We find nothing extraordinary in any delays resulting from an accused exercising his right to tender his resignation in lieu of trial or from the intervention of his congressman seeking to expedite a Secretarial decision regarding that tender of res
Accordingly, the Government appeal of the ruling of the military judge dismissing all charges and specifications is denied.
. The accused was charged with the offenses of making a false official statement and larceny, in violation of Articles 107 and 121, U.C.MJ., 10 U.S.C. §§ 907, 921, respectively.
. On 28 April 1986, the accused, an orthopedic surgeon, had his clinic privileges suspended, precluding his practice of medicine within the Air Force, and was ordered not to engage in any off duty employment, medical or otherwise, with or without compensation, precluding his practice of medicine in the civilian community.

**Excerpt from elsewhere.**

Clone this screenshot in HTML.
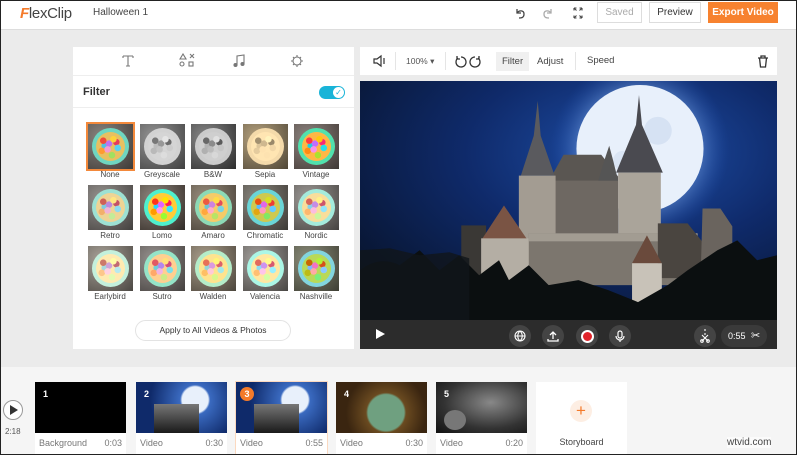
<!DOCTYPE html>
<html><head><meta charset="utf-8"><style>
*{box-sizing:border-box;margin:0;padding:0}
body{width:797px;height:455px;overflow:hidden;background:#ebebeb;font-family:"Liberation Sans",sans-serif;position:relative;font-size:11px;color:#333}
.abs{position:absolute}
.hdr{left:0;top:0;width:797px;height:30px;background:#fff;border-bottom:1px solid #ddd}
.btn{position:absolute;top:2px;height:21px;border:1px solid #ddd;background:#fff;font-size:10px;display:flex;align-items:center;justify-content:center}
.panel{left:73px;top:47px;width:281px;height:302px;background:#fff}
.th{position:absolute;width:45px;height:45px;background:radial-gradient(circle at 30% 30%,#8a8580,#55504c 70%,#3d3a37);overflow:hidden}
.th .b{position:absolute;left:4px;top:4px;width:37px;height:37px;border-radius:50%;background:#6fd6c0;padding:4px}
.th .c{width:100%;height:100%;border-radius:50%;background:
radial-gradient(circle at 25% 30%,#f04a3a 0 3px,transparent 3.5px),
radial-gradient(circle at 60% 25%,#ffd23a 0 3px,transparent 3.5px),
radial-gradient(circle at 75% 55%,#5ad0f0 0 3px,transparent 3.5px),
radial-gradient(circle at 40% 60%,#f59ad0 0 3px,transparent 3.5px),
radial-gradient(circle at 55% 80%,#a0e060 0 3px,transparent 3.5px),
radial-gradient(circle at 20% 65%,#ff9a30 0 3px,transparent 3.5px),
radial-gradient(circle at 45% 40%,#c070f0 0 3px,transparent 3.5px),
radial-gradient(circle at 70% 35%,#e83a5a 0 3px,transparent 3.5px),
radial-gradient(circle at 30% 48%,#50c0e0 0 3px,transparent 3.5px),
#e8c060}
.lb{position:absolute;width:52px;text-align:center;font-size:8px;color:#444}
.tb{left:360px;top:47px;width:417px;height:28px;background:#fff}
.clip{position:absolute;top:382px;width:91px;height:73px;background:#fff}
.clip .im{height:51px;position:relative}
.clip .n{position:absolute;left:8px;top:7px;color:#fff;font-size:9px;font-weight:bold}
.clip .f{display:flex;justify-content:space-between;padding:5px 4px 0 4px;font-size:9px;color:#777}
.cb{position:absolute;top:325px;width:22px;height:22px;border-radius:50%;background:#444;display:flex;align-items:center;justify-content:center}
</style></head><body>
<div class="abs hdr"></div>
<div class="abs" style="left:20px;top:5px;font-size:15px;color:#444;letter-spacing:-0.3px"><span style="color:#f47a2a;font-weight:bold;font-style:italic">F</span>lexClip</div>
<div class="abs" style="left:93px;top:7px;font-size:10px;color:#444">Halloween 1</div>
<svg class="abs" style="left:514px;top:6px" width="80" height="14" viewBox="0 0 80 14" fill="none" stroke="#444" stroke-width="1.3">
<path d="M3 3v4h4M3 7c2-3 7-3 7 1s-3 4-5 4"/><path d="M37 3v4h-4M37 7c-2-3-7-3-7 1s3 4 5 4" stroke="#aaa"/>
<path d="M60 2h2.5M60 2v2.5M68 2h-2.5M68 2v2.5M60 12h2.5M60 12v-2.5M68 12h-2.5M68 12v-2.5M60.5 2.5l2 2M67.5 2.5l-2 2M60.5 11.5l2-2M67.5 11.5l-2-2" stroke-width="1.1"/></svg>
<div class="btn" style="left:597px;width:45px;color:#aaa">Saved</div>
<div class="btn" style="left:649px;width:52px;color:#333">Preview</div>
<div class="btn" style="left:708px;width:70px;background:#f7822f;border-color:#f7822f;color:#fff;font-weight:bold">Export Video</div>

<div class="abs panel"></div>
<div class="abs" style="left:73px;top:75px;width:281px;height:1px;background:#eee"></div>
<div class="abs" style="left:73px;top:107px;width:281px;height:1px;background:#eee"></div>
<svg class="abs" style="left:120px;top:53px" width="190" height="16" viewBox="0 0 190 16" fill="none" stroke="#777" stroke-width="1.1">
<path d="M3 3h10M8 3v10M6 13h4M3 3v2M13 3v2"/>
<path d="M60 6l3-5 3 5z M70 1l4 4M74 1l-4 4"/><circle cx="62" cy="11" r="2"/><rect x="69" y="9" width="4" height="4"/>
<path d="M117 12V3l7-1v9"/><circle cx="115.5" cy="12" r="1.5" fill="#777"/><circle cx="122.5" cy="11" r="1.5" fill="#777"/>
<circle cx="177" cy="8" r="4"/><path d="M177 2v2M177 12v2M171 8h2M181 8h2M173 4l1.4 1.4M181 4l-1.4 1.4M173 12l1.4-1.4M181 12l-1.4-1.4"/></svg>
<div class="abs" style="left:83px;top:86px;font-size:11px;font-weight:bold;color:#333">Filter</div>
<div class="abs" style="left:319px;top:86px;width:26px;height:13px;border-radius:7px;background:#19b4d8"></div>
<div class="abs" style="left:333px;top:87px;width:11px;height:11px;border-radius:50%;background:#fff;font-size:8px;color:#19b4d8;text-align:center;line-height:11px">✓</div>

<div class="th" style="left:88px;top:124px;outline:2px solid #f3893b"><div class="b"><div class="c"></div></div></div>
<div class="th" style="left:140px;top:124px;filter:grayscale(1) brightness(1.1)"><div class="b"><div class="c"></div></div></div>
<div class="th" style="left:191px;top:124px;filter:grayscale(1) contrast(1.2)"><div class="b"><div class="c"></div></div></div>
<div class="th" style="left:243px;top:124px;filter:sepia(1)"><div class="b"><div class="c"></div></div></div>
<div class="th" style="left:294px;top:124px;filter:saturate(1.4) hue-rotate(-10deg)"><div class="b"><div class="c"></div></div></div>
<div class="th" style="left:88px;top:185px;filter:saturate(.6) brightness(1.1)"><div class="b"><div class="c"></div></div></div>
<div class="th" style="left:140px;top:185px;filter:saturate(1.3) contrast(1.2)"><div class="b"><div class="c"></div></div></div>
<div class="th" style="left:191px;top:185px;filter:sepia(.3) saturate(1.2)"><div class="b"><div class="c"></div></div></div>
<div class="th" style="left:243px;top:185px;filter:hue-rotate(15deg) saturate(1.1)"><div class="b"><div class="c"></div></div></div>
<div class="th" style="left:294px;top:185px;filter:saturate(.6) brightness(1.15)"><div class="b"><div class="c"></div></div></div>
<div class="th" style="left:88px;top:246px;filter:sepia(.3) saturate(.6) brightness(1.15)"><div class="b"><div class="c"></div></div></div>
<div class="th" style="left:140px;top:246px;filter:saturate(.7) brightness(1.1) hue-rotate(-10deg)"><div class="b"><div class="c"></div></div></div>
<div class="th" style="left:191px;top:246px;filter:sepia(.4) brightness(1.1)"><div class="b"><div class="c"></div></div></div>
<div class="th" style="left:243px;top:246px;filter:saturate(.6) brightness(1.2)"><div class="b"><div class="c"></div></div></div>
<div class="th" style="left:294px;top:246px;filter:sepia(.2) hue-rotate(30deg) saturate(1.2)"><div class="b"><div class="c"></div></div></div>
<div class="lb" style="left:84px;top:170px">None</div><div class="lb" style="left:136px;top:170px">Greyscale</div><div class="lb" style="left:187px;top:170px">B&amp;W</div><div class="lb" style="left:239px;top:170px">Sepia</div><div class="lb" style="left:290px;top:170px">Vintage</div>
<div class="lb" style="left:84px;top:231px">Retro</div><div class="lb" style="left:136px;top:231px">Lomo</div><div class="lb" style="left:187px;top:231px">Amaro</div><div class="lb" style="left:239px;top:231px">Chromatic</div><div class="lb" style="left:290px;top:231px">Nordic</div>
<div class="lb" style="left:84px;top:292px">Earlybird</div><div class="lb" style="left:136px;top:292px">Sutro</div><div class="lb" style="left:187px;top:292px">Walden</div><div class="lb" style="left:239px;top:292px">Valencia</div><div class="lb" style="left:290px;top:292px">Nashville</div>
<div class="abs" style="left:135px;top:320px;width:156px;height:21px;border:1px solid #e3e3e3;border-radius:11px;font-size:8.5px;color:#333;text-align:center;line-height:19px">Apply to All Videos &amp; Photos</div>

<div class="abs tb"></div>
<svg class="abs" style="left:372px;top:54px" width="16" height="14" viewBox="0 0 16 14" fill="none" stroke="#333" stroke-width="1.2"><path d="M2 5h3l4-3v10l-4-3H2z M12 4v6"/></svg>
<div class="abs" style="left:395px;top:52px;width:1px;height:18px;background:#e5e5e5"></div>
<div class="abs" style="left:406px;top:56px;font-size:8.5px;color:#555">100% ▾</div>
<div class="abs" style="left:445px;top:52px;width:1px;height:18px;background:#e5e5e5"></div>
<svg class="abs" style="left:454px;top:55px" width="30" height="13" viewBox="0 0 30 13" fill="none" stroke="#333" stroke-width="1.3"><path d="M4 3a5 5 0 1 0 3-1M3 1v3h3"/><path d="M24 3a5 5 0 1 1-3-1M25 1v3h-3"/></svg>
<div class="abs" style="left:496px;top:52px;width:33px;height:19px;background:#f0f0f0"></div>
<div class="abs" style="left:502px;top:56px;font-size:9.5px;color:#444">Filter</div>
<div class="abs" style="left:537px;top:56px;font-size:9.5px;color:#444">Adjust</div>
<div class="abs" style="left:575px;top:52px;width:1px;height:18px;background:#e5e5e5"></div>
<div class="abs" style="left:587px;top:55px;font-size:9.5px;color:#444">Speed</div>
<svg class="abs" style="left:757px;top:55px" width="12" height="13" viewBox="0 0 12 13" fill="none" stroke="#333" stroke-width="1.3"><path d="M1 3h10M4 3V1h4v2M2.5 3l1 9h5l1-9"/></svg>

<svg class="abs" style="left:360px;top:81px" width="417" height="239" viewBox="0 0 420 240" preserveAspectRatio="none">
<defs><radialGradient id="sky" cx="0.65" cy="0.3" r="0.8"><stop offset="0" stop-color="#1e4fa8"/><stop offset=".5" stop-color="#0f2a6a"/><stop offset="1" stop-color="#081530"/></radialGradient>
<radialGradient id="glow" cx=".5" cy=".5" r=".5"><stop offset=".55" stop-color="#8fb8f0" stop-opacity=".7"/><stop offset="1" stop-color="#2050b0" stop-opacity="0"/></radialGradient></defs>
<rect width="420" height="240" fill="url(#sky)"/>
<circle cx="282" cy="68" r="90" fill="url(#glow)"/>
<circle cx="282" cy="68" r="64" fill="#e8f0fb"/>
<circle cx="300" cy="50" r="14" fill="#c9d8ee" opacity=".6"/><circle cx="265" cy="80" r="10" fill="#d0ddf0" opacity=".6"/>
<path d="M195 92l10-18h38l17 22v65h-65z" fill="#5a5652"/>
<rect x="195" y="100" width="65" height="60" fill="#6e6862"/>
<path d="M179 20l3 35 14 40h-34l13-40z" fill="#5a5a5e"/>
<rect x="160" y="95" width="37" height="70" fill="#a39c92"/>
<path d="M251 65l4 15 5 20h-20l6-20z" fill="#555"/>
<path d="M281 14l3 30 21 48h-47l20-48z" fill="#4a4a50"/>
<rect x="260" y="92" width="43" height="75" fill="#aaa49a"/>
<rect x="102" y="145" width="25" height="60" fill="#3a3835"/>
<path d="M145 125l24 35h-47z" fill="#7a5444"/>
<rect x="122" y="158" width="50" height="45" fill="#b4aea4"/>
<rect x="170" y="153" width="170" height="52" fill="#7c766e"/>
<rect x="170" y="153" width="170" height="8" fill="#a29c92"/>
<path d="M300 143h30l20 25v30h-50z" fill="#4a4540"/>
<path d="M289 155l15 28h-30z" fill="#6a4a3c"/><rect x="274" y="183" width="30" height="40" fill="#c8c2b8"/>
<path d="M345 128h18l12 18v54h-32z" fill="#6a645e"/>
<path d="M0 190 Q20 175 40 185 L60 170 80 190 100 175 120 195 140 180 150 200 170 185 190 205 220 200 250 210 280 222 310 205 330 190 360 170 380 160 400 180 420 175 V240 H0z" fill="#0b0f10"/>
<path d="M0 170 L30 168 60 175 90 172 110 178 V240 H0z" fill="#10151a" opacity=".8"/>
</svg>
<div class="abs" style="left:360px;top:320px;width:417px;height:29px;background:#2c2c2c"></div>
<svg class="abs" style="left:375px;top:328px" width="10" height="12"><path d="M1 1l9 5-9 5z" fill="#fff"/></svg>
<div class="cb" style="left:509px"><svg width="12" height="12" viewBox="0 0 12 12" fill="none" stroke="#fff" stroke-width="1.1"><circle cx="6" cy="6" r="5"/><path d="M1 6h10M6 1c-3 3-3 7 0 10M6 1c3 3 3 7 0 10"/></svg></div>
<div class="cb" style="left:542px"><svg width="12" height="12" viewBox="0 0 12 12" fill="none" stroke="#fff" stroke-width="1.3"><path d="M6 9V2M3 5l3-3 3 3M1 9v2h10V9"/></svg></div>
<div class="cb" style="left:576px"><div style="width:13px;height:13px;border-radius:50%;border:2px solid #fff;background:#e0242b"></div></div>
<div class="cb" style="left:609px"><svg width="12" height="13" viewBox="0 0 12 13" fill="none" stroke="#fff" stroke-width="1.2"><rect x="4" y="1" width="4" height="7" rx="2"/><path d="M2 6a4 4 0 0 0 8 0M6 10v2"/></svg></div>
<div class="cb" style="left:694px"><svg width="12" height="14" viewBox="0 0 12 14" fill="none" stroke="#fff" stroke-width="1.1"><path d="M6 0v2M6 4v2M3 6l6 6M9 6l-6 6"/><circle cx="3" cy="12" r="1.3"/><circle cx="9" cy="12" r="1.3"/></svg></div>
<div class="abs" style="left:721px;top:325px;width:46px;height:22px;border-radius:11px;background:#3a3a3a;color:#fff;font-size:9px;line-height:22px;padding-left:7px">0:55 <span style="font-size:11px;margin-left:3px">✂</span></div>

<div class="abs" style="left:0;top:367px;width:797px;height:88px;background:#f5f5f5"></div>
<div class="abs" style="left:3px;top:400px;width:20px;height:20px;border-radius:50%;border:1.5px solid #999;background:#fff"></div>
<svg class="abs" style="left:10px;top:405px" width="8" height="10"><path d="M0 0l8 5-8 5z" fill="#333"/></svg>
<div class="abs" style="left:5px;top:427px;font-size:8px;color:#555">2:18</div>
<div class="clip" style="left:35px"><div class="im" style="background:#000"><span class="n">1</span></div><div class="f"><span>Background</span><span>0:03</span></div></div>
<div class="clip" style="left:136px"><div class="im" style="background:radial-gradient(circle at 65% 35%,#e8f0fb 0 13px,#3a6ac0 15px,#0f2a6a 45px)"><span class="n">2</span><div style="position:absolute;left:18px;top:22px;width:45px;height:29px;background:linear-gradient(#777,#1a1a1a)"></div></div><div class="f"><span>Video</span><span>0:30</span></div></div>
<div class="clip" style="left:236px;outline:1px solid #fbd9c0"><div class="im" style="background:radial-gradient(circle at 65% 35%,#e8f0fb 0 13px,#3a6ac0 15px,#0f2a6a 45px)"><span class="n" style="left:4px;top:5px;width:14px;height:14px;border-radius:50%;background:#f47a2a;text-align:center;line-height:14px">3</span><div style="position:absolute;left:18px;top:22px;width:45px;height:29px;background:linear-gradient(#777,#1a1a1a)"></div></div><div class="f"><span>Video</span><span>0:55</span></div></div>
<div class="clip" style="left:336px"><div class="im" style="background:radial-gradient(circle at 55% 60%,#6fa080 0 18px,#6a4a20 20px,#3a2510 40px)"><span class="n">4</span></div><div class="f"><span>Video</span><span>0:30</span></div></div>
<div class="clip" style="left:436px"><div class="im" style="background:radial-gradient(ellipse at 60% 40%,#888,#333 60%,#111)"><span class="n">5</span><div style="position:absolute;left:8px;top:28px;width:22px;height:20px;border-radius:50%;background:#777"></div></div><div class="f"><span>Video</span><span>0:20</span></div></div>
<div class="abs" style="left:536px;top:382px;width:91px;height:73px;background:#fff"></div>
<div class="abs" style="left:570px;top:400px;width:22px;height:22px;border-radius:50%;background:#fdeee3;color:#f47a2a;font-size:17px;text-align:center;line-height:21px">+</div>
<div class="abs" style="left:536px;top:437px;width:91px;text-align:center;font-size:9px;color:#444">Storyboard</div>
<div class="abs" style="left:727px;top:437px;font-size:10px;color:#444;background:rgba(255,255,255,.6)">wtvid.com</div>
<div class="abs" style="left:0;top:0;width:797px;height:455px;border:1px solid #222;pointer-events:none"></div>
</body></html>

. The accused was involuntarily extended beyond his date of separation on 4 July pursuant to A.F.R. 36-12, Table 1-3, Note 5.
. On 7 July, the accused wrote a letter to the senator requesting "... your intercession with the Secretary of the Air Force, Mr. Edward C. Aldridge, asking him to approve my request for separation in lieu of court martial.”
. An accused is brought to trial within the meaning of R.C.M. 707(b)(3), when a plea of guilty is entered to an offense, or evidence on the merits is presented to the factfinder.
. This intervention occurred on the 102d day after charges were preferred on this case.
. These time periods, according to trial counsel, should have been excluded when determining whether the period in 707(a) had run.
. Only 155 days expired between the date of preferral of charges and the date the accused was served with a copy of the charges against him. The 162 days which expired were from the date of preferral up to and including the date of the Article 39(a), U.C.M.J. session.
. On 7 July, the accused, in the letter to his congressman, asked him to intercede with the Secretary of the Air Force and do “whatever is needed to expedite my request” for discharge.
. An enlisted member may submit an application to withdraw a request for discharge to the general court-martial convening authority at any time before discharge orders are issued. A.F.R. 39-10, paragraph 4-10.